Quote, verbatim, all material below, without pictures.

* SUPPLIED DATA:
⁂

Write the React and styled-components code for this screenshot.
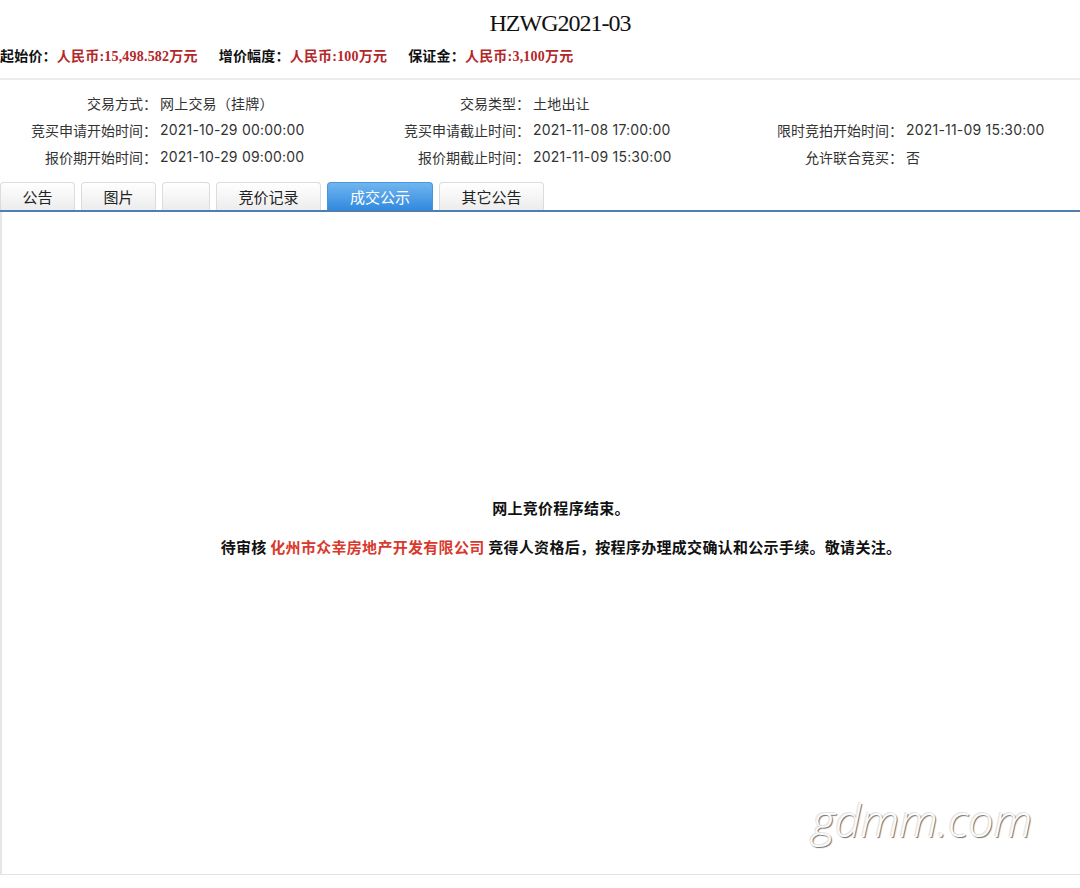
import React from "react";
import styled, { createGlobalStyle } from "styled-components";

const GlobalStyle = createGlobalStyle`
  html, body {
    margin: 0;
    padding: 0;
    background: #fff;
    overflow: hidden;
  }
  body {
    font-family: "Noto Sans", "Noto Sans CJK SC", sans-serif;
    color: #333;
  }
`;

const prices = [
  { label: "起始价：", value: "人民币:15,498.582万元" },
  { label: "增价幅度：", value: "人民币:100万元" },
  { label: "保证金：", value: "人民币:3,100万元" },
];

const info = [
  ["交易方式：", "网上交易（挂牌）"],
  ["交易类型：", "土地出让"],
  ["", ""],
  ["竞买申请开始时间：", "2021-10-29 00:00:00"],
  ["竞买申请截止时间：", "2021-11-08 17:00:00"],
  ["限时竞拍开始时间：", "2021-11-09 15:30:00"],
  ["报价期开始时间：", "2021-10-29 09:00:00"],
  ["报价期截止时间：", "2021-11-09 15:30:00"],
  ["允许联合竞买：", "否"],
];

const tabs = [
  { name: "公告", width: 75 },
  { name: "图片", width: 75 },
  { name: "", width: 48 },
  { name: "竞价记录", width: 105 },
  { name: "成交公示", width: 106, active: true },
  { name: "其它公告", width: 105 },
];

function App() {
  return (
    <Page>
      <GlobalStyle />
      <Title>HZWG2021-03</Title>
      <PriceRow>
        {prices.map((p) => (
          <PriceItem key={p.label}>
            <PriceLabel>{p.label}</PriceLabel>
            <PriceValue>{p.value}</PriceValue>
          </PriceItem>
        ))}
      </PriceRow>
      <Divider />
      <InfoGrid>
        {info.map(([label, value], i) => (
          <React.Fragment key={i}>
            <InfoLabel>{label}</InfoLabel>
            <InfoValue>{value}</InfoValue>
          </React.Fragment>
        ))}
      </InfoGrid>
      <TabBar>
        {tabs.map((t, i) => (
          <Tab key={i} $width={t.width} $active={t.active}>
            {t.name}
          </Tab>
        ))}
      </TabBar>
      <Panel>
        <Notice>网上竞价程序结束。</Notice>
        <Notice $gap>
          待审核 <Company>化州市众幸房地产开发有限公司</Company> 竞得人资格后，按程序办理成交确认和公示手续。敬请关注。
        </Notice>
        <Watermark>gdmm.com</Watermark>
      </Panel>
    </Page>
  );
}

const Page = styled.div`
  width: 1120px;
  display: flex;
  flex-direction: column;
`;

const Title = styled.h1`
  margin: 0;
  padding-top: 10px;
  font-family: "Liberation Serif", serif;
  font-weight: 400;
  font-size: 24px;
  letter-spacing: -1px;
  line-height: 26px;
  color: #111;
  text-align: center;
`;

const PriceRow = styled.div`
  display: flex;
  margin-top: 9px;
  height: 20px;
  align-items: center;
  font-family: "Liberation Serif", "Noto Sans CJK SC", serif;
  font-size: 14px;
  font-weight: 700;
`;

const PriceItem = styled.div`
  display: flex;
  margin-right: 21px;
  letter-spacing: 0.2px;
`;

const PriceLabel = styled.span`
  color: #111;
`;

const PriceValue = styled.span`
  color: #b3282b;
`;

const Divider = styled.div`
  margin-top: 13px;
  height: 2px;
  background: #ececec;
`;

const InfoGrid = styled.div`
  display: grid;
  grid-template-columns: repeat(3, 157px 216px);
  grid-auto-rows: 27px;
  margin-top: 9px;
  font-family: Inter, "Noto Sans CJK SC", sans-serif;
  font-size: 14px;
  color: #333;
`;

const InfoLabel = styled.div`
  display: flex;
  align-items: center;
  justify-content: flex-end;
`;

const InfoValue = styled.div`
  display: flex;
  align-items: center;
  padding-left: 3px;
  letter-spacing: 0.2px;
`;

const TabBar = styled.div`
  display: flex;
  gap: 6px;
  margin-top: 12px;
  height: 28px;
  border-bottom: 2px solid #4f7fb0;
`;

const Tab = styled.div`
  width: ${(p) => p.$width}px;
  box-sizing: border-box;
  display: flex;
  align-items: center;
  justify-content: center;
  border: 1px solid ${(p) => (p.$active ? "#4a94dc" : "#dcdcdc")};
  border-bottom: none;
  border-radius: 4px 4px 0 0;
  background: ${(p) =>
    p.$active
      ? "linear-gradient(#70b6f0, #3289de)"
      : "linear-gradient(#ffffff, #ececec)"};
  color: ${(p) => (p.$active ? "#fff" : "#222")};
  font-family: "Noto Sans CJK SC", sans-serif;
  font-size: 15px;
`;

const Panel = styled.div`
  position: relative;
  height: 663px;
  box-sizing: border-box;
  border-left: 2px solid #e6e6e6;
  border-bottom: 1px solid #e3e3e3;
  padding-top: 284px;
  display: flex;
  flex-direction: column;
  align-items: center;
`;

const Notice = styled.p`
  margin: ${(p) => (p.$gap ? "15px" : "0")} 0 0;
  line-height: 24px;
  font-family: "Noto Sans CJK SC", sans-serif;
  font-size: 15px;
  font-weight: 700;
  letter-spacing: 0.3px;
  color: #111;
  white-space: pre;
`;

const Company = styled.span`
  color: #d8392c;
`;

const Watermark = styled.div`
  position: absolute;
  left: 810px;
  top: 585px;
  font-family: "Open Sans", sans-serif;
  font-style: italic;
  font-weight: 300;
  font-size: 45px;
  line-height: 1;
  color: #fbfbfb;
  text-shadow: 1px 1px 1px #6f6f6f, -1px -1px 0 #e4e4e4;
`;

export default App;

⁂

* SOLVED EXERCISE:
Write the React and styled-components code for this screenshot.
import React from "react";
import styled, { createGlobalStyle } from "styled-components";

const GlobalStyle = createGlobalStyle`
  html, body {
    margin: 0;
    padding: 0;
    background: #fff;
    overflow: hidden;
  }
  body {
    font-family: "Noto Sans", "Noto Sans CJK SC", sans-serif;
    color: #333;
  }
`;

const prices = [
  { label: "起始价：", value: "人民币:15,498.582万元" },
  { label: "增价幅度：", value: "人民币:100万元" },
  { label: "保证金：", value: "人民币:3,100万元" },
];

const info = [
  ["交易方式：", "网上交易（挂牌）"],
  ["交易类型：", "土地出让"],
  ["", ""],
  ["竞买申请开始时间：", "2021-10-29 00:00:00"],
  ["竞买申请截止时间：", "2021-11-08 17:00:00"],
  ["限时竞拍开始时间：", "2021-11-09 15:30:00"],
  ["报价期开始时间：", "2021-10-29 09:00:00"],
  ["报价期截止时间：", "2021-11-09 15:30:00"],
  ["允许联合竞买：", "否"],
];

const tabs = [
  { name: "公告", width: 75 },
  { name: "图片", width: 75 },
  { name: "", width: 48 },
  { name: "竞价记录", width: 105 },
  { name: "成交公示", width: 106, active: true },
  { name: "其它公告", width: 105 },
];

function App() {
  return (
    <Page>
      <GlobalStyle />
      <Title>HZWG2021-03</Title>
      <PriceRow>
        {prices.map((p) => (
          <PriceItem key={p.label}>
            <PriceLabel>{p.label}</PriceLabel>
            <PriceValue>{p.value}</PriceValue>
          </PriceItem>
        ))}
      </PriceRow>
      <Divider />
      <InfoGrid>
        {info.map(([label, value], i) => (
          <React.Fragment key={i}>
            <InfoLabel>{label}</InfoLabel>
            <InfoValue>{value}</InfoValue>
          </React.Fragment>
        ))}
      </InfoGrid>
      <TabBar>
        {tabs.map((t, i) => (
          <Tab key={i} $width={t.width} $active={t.active}>
            {t.name}
          </Tab>
        ))}
      </TabBar>
      <Panel>
        <Notice>网上竞价程序结束。</Notice>
        <Notice $gap>
          待审核 <Company>化州市众幸房地产开发有限公司</Company> 竞得人资格后，按程序办理成交确认和公示手续。敬请关注。
        </Notice>
        <Watermark>gdmm.com</Watermark>
      </Panel>
    </Page>
  );
}

const Page = styled.div`
  width: 1120px;
  display: flex;
  flex-direction: column;
`;

const Title = styled.h1`
  margin: 0;
  padding-top: 10px;
  font-family: "Liberation Serif", serif;
  font-weight: 400;
  font-size: 24px;
  letter-spacing: -1px;
  line-height: 26px;
  color: #111;
  text-align: center;
`;

const PriceRow = styled.div`
  display: flex;
  margin-top: 9px;
  height: 20px;
  align-items: center;
  font-family: "Liberation Serif", "Noto Sans CJK SC", serif;
  font-size: 14px;
  font-weight: 700;
`;

const PriceItem = styled.div`
  display: flex;
  margin-right: 21px;
  letter-spacing: 0.2px;
`;

const PriceLabel = styled.span`
  color: #111;
`;

const PriceValue = styled.span`
  color: #b3282b;
`;

const Divider = styled.div`
  margin-top: 13px;
  height: 2px;
  background: #ececec;
`;

const InfoGrid = styled.div`
  display: grid;
  grid-template-columns: repeat(3, 157px 216px);
  grid-auto-rows: 27px;
  margin-top: 9px;
  font-family: Inter, "Noto Sans CJK SC", sans-serif;
  font-size: 14px;
  color: #333;
`;

const InfoLabel = styled.div`
  display: flex;
  align-items: center;
  justify-content: flex-end;
`;

const InfoValue = styled.div`
  display: flex;
  align-items: center;
  padding-left: 3px;
  letter-spacing: 0.2px;
`;

const TabBar = styled.div`
  display: flex;
  gap: 6px;
  margin-top: 12px;
  height: 28px;
  border-bottom: 2px solid #4f7fb0;
`;

const Tab = styled.div`
  width: ${(p) => p.$width}px;
  box-sizing: border-box;
  display: flex;
  align-items: center;
  justify-content: center;
  border: 1px solid ${(p) => (p.$active ? "#4a94dc" : "#dcdcdc")};
  border-bottom: none;
  border-radius: 4px 4px 0 0;
  background: ${(p) =>
    p.$active
      ? "linear-gradient(#70b6f0, #3289de)"
      : "linear-gradient(#ffffff, #ececec)"};
  color: ${(p) => (p.$active ? "#fff" : "#222")};
  font-family: "Noto Sans CJK SC", sans-serif;
  font-size: 15px;
`;

const Panel = styled.div`
  position: relative;
  height: 663px;
  box-sizing: border-box;
  border-left: 2px solid #e6e6e6;
  border-bottom: 1px solid #e3e3e3;
  padding-top: 284px;
  display: flex;
  flex-direction: column;
  align-items: center;
`;

const Notice = styled.p`
  margin: ${(p) => (p.$gap ? "15px" : "0")} 0 0;
  line-height: 24px;
  font-family: "Noto Sans CJK SC", sans-serif;
  font-size: 15px;
  font-weight: 700;
  letter-spacing: 0.3px;
  color: #111;
  white-space: pre;
`;

const Company = styled.span`
  color: #d8392c;
`;

const Watermark = styled.div`
  position: absolute;
  left: 810px;
  top: 585px;
  font-family: "Open Sans", sans-serif;
  font-style: italic;
  font-weight: 300;
  font-size: 45px;
  line-height: 1;
  color: #fbfbfb;
  text-shadow: 1px 1px 1px #6f6f6f, -1px -1px 0 #e4e4e4;
`;

export default App;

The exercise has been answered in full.